Donald Trump threatens Tesla revenue stream that's never been bigger
The revenue in question comes from the regulatory credits Tesla generates by selling EVs, which comply with increasingly stringent pollution standards governments have set around the world
Bloomberg By Kara Carlson
Since it’s been making electric vehicles, Tesla Inc. has raked in almost $12 billion straight from the coffers of its competitors. If Donald Trump gets his way, that revenue stream won’t flow quite as quickly the next few years.
The revenue in question comes from the regulatory credits Tesla generates by selling EVs, which comply with increasingly stringent pollution standards governments have set around the world. Automakers that don’t sell as many plug-in cars can buy these credits to count toward their emissions rules compliance.
Tesla’s regulatory credit business has never been better, with the automaker having just disclosed that it generated a record $2.76 billion in revenue last year alone. This was up 54 per cent from 2023 and driven by demand for credits in North America, the company said Thursday, as other manufacturers scaled back their EV plans.
While that pullback would bode well for Tesla under current regulations, Trump is eager to rewrite the rules. The first order of business for his Transportation Secretary this week was to start resetting fuel-economy standards.
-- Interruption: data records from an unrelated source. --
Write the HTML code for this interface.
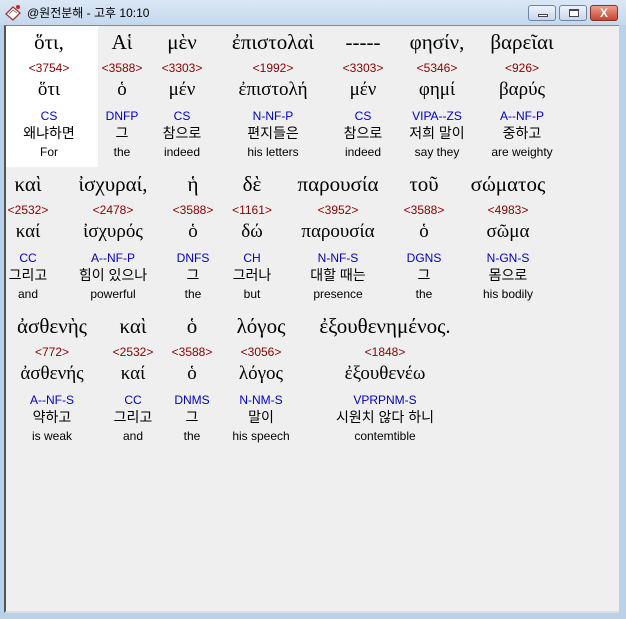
<!DOCTYPE html>
<html><head><meta charset="utf-8"><style>
*{margin:0;padding:0;box-sizing:border-box}
body{width:626px;height:619px;background:#b9d1ea;position:relative;overflow:hidden;font-family:"Liberation Sans","Noto Sans CJK KR",sans-serif}
.title{position:absolute;left:0;top:0;width:626px;height:25px;background:linear-gradient(#dbe7f4,#c4d8ee)}
.title span{position:absolute;left:27px;top:4px;font-size:12px;color:#000;font-family:"Liberation Sans","Noto Sans CJK KR",sans-serif}
.btn{position:absolute;top:5px;height:16px;border:1px solid #6d86a8;border-radius:3px;background:linear-gradient(#eef3f9,#c9d7ea)}
.content{position:absolute;left:4px;top:25px;width:615px;height:588px;background:#efefef;border-left:2px solid #555;border-top:1px solid #888;border-bottom:2px solid #ddd}
.white{position:absolute;left:6px;top:26px;width:92px;height:141px;background:#fff}
.c{position:absolute;width:140px;text-align:center;white-space:nowrap;line-height:1}
.g{font-family:"Liberation Serif","DejaVu Serif",serif;font-size:21px;color:#000}
.s{font-size:12px;color:#8b0000}
.l{font-family:"Liberation Serif","DejaVu Serif",serif;font-size:19px}
.m{font-size:12px;color:#0000c8}
.k{font-size:14px}
.e{font-size:12px}
</style></head><body>
<div class="title"><svg style="position:absolute;left:4px;top:4px" width="18" height="18"><path d="M2 10 L9 3 L16 9 L9 16 Z" fill="#fff" stroke="#a33" stroke-width="1.3"/><path d="M5 10 L9 6 L13 9" fill="none" stroke="#888"/><circle cx="14" cy="3" r="2" fill="#d22"/></svg><span>@원전분해 - 고후 10:10</span></div>
<div class="btn" style="left:528px;width:28px"><div style="position:absolute;left:9px;top:8px;width:10px;height:3px;border:1px solid #445;background:#fff"></div></div>
<div class="btn" style="left:559px;width:28px"><div style="position:absolute;left:9px;top:3px;width:10px;height:8px;border:1px solid #445;border-top-width:2px;background:#fff"></div></div>
<div class="btn" style="left:590px;width:28px;background:linear-gradient(#e9a090,#c9452e);border-color:#8a3020;color:#fff;font-weight:bold;font-size:12px;text-align:center;line-height:14px">X</div>
<div class="content"></div>
<div class="white"></div>
<div id="r"></div>
<script>
const rows=[
 {y:32,cols:[[49,"ὅτι,","<3754>","ὅτι","CS","왜냐하면","For"],[122,"Αἱ","<3588>","ὁ","DNFP","그","the"],[182,"μὲν","<3303>","μέν","CS","참으로","indeed"],[273,"ἐπιστολαὶ","<1992>","ἐπιστολή","N-NF-P","편지들은","his letters"],[363,"-----","<3303>","μέν","CS","참으로","indeed"],[437,"φησίν,","<5346>","φημί","VIPA--ZS","저희 말이","say they"],[522,"βαρεῖαι","<926>","βαρύς","A--NF-P","중하고","are weighty"]]},
 {y:174,cols:[[28,"καὶ","<2532>","καί","CC","그리고","and"],[113,"ἰσχυραί,","<2478>","ἰσχυρός","A--NF-P","힘이 있으나","powerful"],[193,"ἡ","<3588>","ὁ","DNFS","그","the"],[252,"δὲ","<1161>","δώ","CH","그러나","but"],[338,"παρουσία","<3952>","παρουσία","N-NF-S","대할 때는","presence"],[424,"τοῦ","<3588>","ὁ","DGNS","그","the"],[508,"σώματος","<4983>","σῶμα","N-GN-S","몸으로","his bodily"]]},
 {y:316,cols:[[52,"ἀσθενὴς","<772>","ἀσθενής","A--NF-S","약하고","is weak"],[133,"καὶ","<2532>","καί","CC","그리고","and"],[192,"ὁ","<3588>","ὁ","DNMS","그","the"],[261,"λόγος","<3056>","λόγος","N-NM-S","말이","his speech"],[385,"ἐξουθενημένος.","<1848>","ἐξουθενέω","VPRPNM-S","시원치 않다 하니","contemtible"]]}];
let h="";const off=[["g",0],["s",30],["l",48],["m",78],["k",94],["e",114]];
for(const r of rows)for(const c of r.cols)off.forEach(([cl,dy],i)=>{const t=c[i+1].replace(/</g,"&lt;").replace(/>/g,"&gt;");h+=`<div class="c ${cl}" style="left:${c[0]-70}px;top:${r.y+dy}px">${t}</div>`});
document.getElementById("r").innerHTML=h;
</script>
</body></html>
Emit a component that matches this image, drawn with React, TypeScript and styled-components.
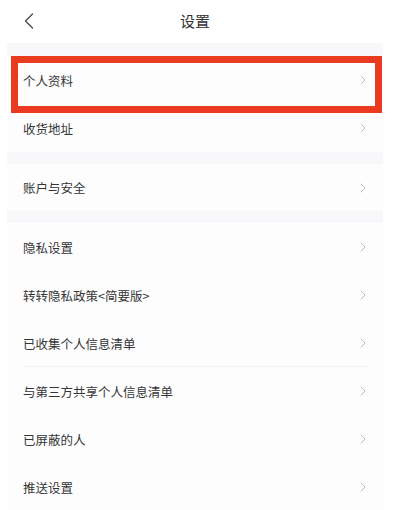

The president also has criticised the Environmental Protection Agency’s limits on carbon dioxide emissions from vehicle tailpipes, and his administration may rescind a waiver allowing California to set its own stricter pollution curbs.
As the leading seller of EVs in the US by a long shot, Tesla generates far more regulatory credits than peers such as Rivian Automotive Inc. The maker of electric pickups and sport utility vehicles has said it expected to sell about $300 million worth of regulatory credits in 2024.
Analysts at JPMorgan Chase & Co. estimated earlier this month that roughly 40 per cent of Tesla’s profits could be at risk if Trump implements various policy changes to the detriment of EVs.
Adjustments to US rules wouldn’t completely wipe out Tesla’s regulatory credit business because the company also sells credits in other markets, including Europe. The company doesn’t give a regional breakdown of where it’s generating this revenue in quarterly statements or regulatory filings.
Tesla Chief Executive Officer Elon Musk, who was a top donor to Trump during last year’s election, downplayed the risk that the president’s plan pose to EV demand.
“At this point, I think that sustainable transport is inevitable,” Musk said on an earnings call Wednesday. “It can’t be stopped.”